Comrade Brewing Company, Denver
This Soviet-themed brewery only opened last year but it already has its own formidable bloc within the Colorado craft community. Most of the praise being heaped upon Comrade stems from this brew, which boasts a blend of three Oregon-grown hops: Citra, Simcoe and Amarillo. The final product has a reddish tint—a perfect hat tip to the brewery’s Stalinesque surroundings. The beer is, of course, hoppy but not overly so and the formula is both rich and clean. It’s the kind of concoction that is so satisfying it’s already beginning to form a surrounding cult of personality.

photo courtesy of Facebook / Funwerks

Funkwerks, Ft. Collins
Saison’s can be tough cookies: First brewed in Belgian farmhouses for the summer months, some are too tart, others too bitter. Many are an acquired taste that turn off first-timers. Not this one.
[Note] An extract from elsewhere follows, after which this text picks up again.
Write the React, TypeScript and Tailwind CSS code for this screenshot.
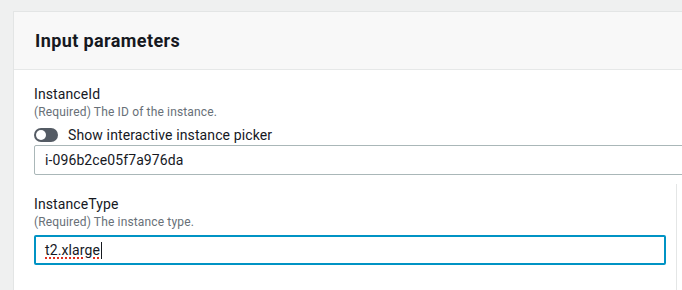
import React from "react";

function Toggle() {
  return (
    <span className="relative inline-block h-[14px] w-[24px] shrink-0 rounded-full bg-[#545b64]">
      <span className="absolute left-[2px] top-[2px] h-[10px] w-[10px] rounded-full bg-white" />
    </span>
  );
}

export default function App() {
  return (
    <div className="h-[290px] w-[682px] overflow-hidden bg-[#eff0f0] pl-[13px] pt-[11px] font-['Roboto',sans-serif] text-[#16191f]">
      <div className="w-[900px] border-l border-t border-[#e3e5e5] bg-white">
        <div className="flex h-[58px] items-center border-b border-[#e6e8e8] bg-[#f8f8f8] pl-[21px]">
          <h2 className="text-[18px] font-bold leading-[22px] tracking-[0.4px]">Input parameters</h2>
        </div>

        <div className="pl-[20px] pt-[14px]">
          <div className="w-[800px]">
            <div className="text-[14px] leading-[20px] tracking-[0.1px]">InstanceId</div>
            <div className="text-[12px] leading-[16px] tracking-[0.15px] text-[#687078]">
              (Required) The ID of the instance.
            </div>
            <div className="mt-[5px] flex h-[20px] items-center gap-[10px]">
              <Toggle />
              <span className="text-[14px] leading-[20px] tracking-[0.12px]">Show interactive instance picker</span>
            </div>
            <div className="flex h-[30px] items-center rounded-[2px] border border-[#aab7b8] px-[10px] text-[14px] tracking-[0.1px]">
              i-096b2ce05f7a976da
            </div>
          </div>

          <div className="mt-[9px] w-[643px] border-r border-[#e4e6e6] pr-[10px] pt-[10px] pb-[40px]">
            <div className="text-[14px] leading-[20px] tracking-[0.1px]">InstanceType</div>
            <div className="text-[12px] leading-[16px] tracking-[0.15px] text-[#687078]">
              (Required) The instance type.
            </div>
            <div className="mt-[5px] flex h-[30px] items-center rounded-[2px] border-2 border-[#0093c4] px-[9px] text-[14px] tracking-[0.1px]">
              <span className="underline decoration-[#e0301e] decoration-dotted decoration-[1.5px] underline-offset-[3px]">
                t2.xlarge
              </span>
              <span className="ml-[1px] inline-block h-[17px] w-px bg-[#16191f]" />
            </div>
          </div>
        </div>
      </div>
    </div>
  );
}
It’d be an insult to call this imperial saison “entry level” but it’s entirely approachable. (Funkwerks, which has been in the biz for six years, specializes in saisons and Belgian-style ales.) It’s chock full of fruity aromas and flavor, and is balanced out by the brewery’s house yeast strain. It packs a punch (8% ABV) but grab a bomber for the approaching summer and get funky.